“Is Holding Israel to a ‘Higher Standard’ Anti-Semitic?”
By Barry Shapiro
Israel tends to serve as a proxy for the U. S., and for the West in general, in ways that no other human rights violator is able to serve.
In the ongoing debate as to whether or not hostility toward Israel inevitably carries with it overtones of anti-Semitism, it would seem, at least at first glance, that the most persuasive argument of those inclined to perceive anti-Semitism as inherent in such hostility is the assertion that Israel is being held to some kind of “higher” or “double” standard. According to this line of reasoning, Israel is, of course, far from perfect and has indeed carried out and is carrying out numerous regrettable policies and actions, but what about the countless examples of equally egregious or far worse atrocities which never get the attention that is devoted, especially in progressive circles and on the political left, to Israeli treatment of Palestinians? What about the Chinese in Tibet or the systematic violation of Kurdish human rights by the Turks? What about genocidal mass murder in Darfur or in the Democratic Republic of Congo? Why so much hand- wringing reserved for the crimes and misdemeanors of the Jewish state?

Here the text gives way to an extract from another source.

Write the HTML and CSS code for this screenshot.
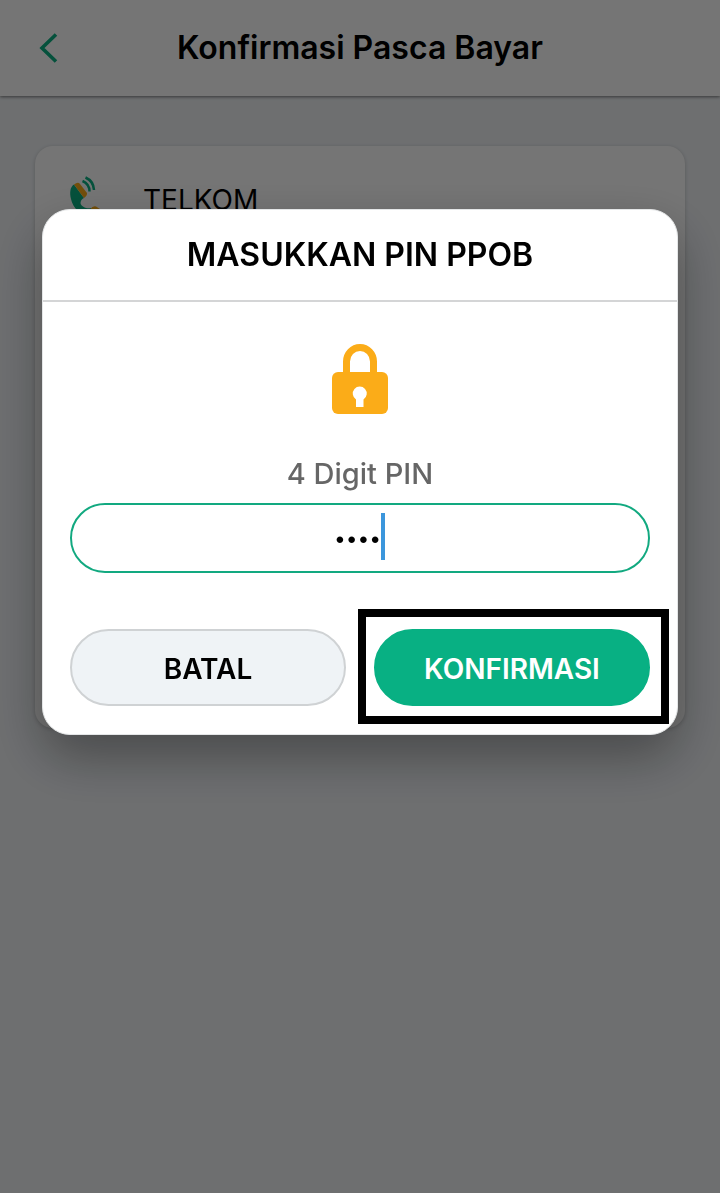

Speaking to these questions in the wake of the April 2018 endorsement of the Boycott, Divestment, and Sanctions campaign by Barnard College students, Jewish Forward journalist and Barnard alumna Jenny Singer wrote that “college students who devote themselves to demonizing and delegitimizing Israel with a single-minded rabidity they show for no other issue truly are struggling with anti-Semitic impulses.” Let us, for purposes of this essay, take the rather vague and imprecise term “anti-Semitic impulses,” in the widest possible sense as referring to a broadly conceived brew of conscious, semi-conscious, and unconscious sentiments, feelings, and/or opinions. With this mind, let us concede that hostility towards Jews and/or Jewishness in some form is not entirely absent in fomenting anti-Israeli sentiment among progressives, including among the heavily Jewish Barnard students referenced by Singer.
This essay, however, will seek to present an alternative explanation for why progressives, and in particular Jewish progressives, seem to train such a disproportionate amount of their political ire at the so-called “only democracy in the Middle East.” In thus focusing on liberal and progressive condemnations of Israel, we will not be concerned here, it should be noted, with Arab and Muslim condemnations of Israel or with anti- Israel sentiments expressed by “classical” neo-Nazi-style anti- Semites. (Anti-Israel sentiment among Arabs and Muslims can be differentiated from anti-Israel sentiment among “classic” anti-Semites in that for the latter, hatred of Jews is clearly primary, serving as the source of whatever anti-Israel sentiment may be expressed, whereas for the former, anti-Israel animus is, at least in many cases, the primary source for anti-Semitism.) To reiterate, it is the disproportionate criticism seemingly leveled at Israel by progressives, especially by progressive American Jews, that will be at issue here.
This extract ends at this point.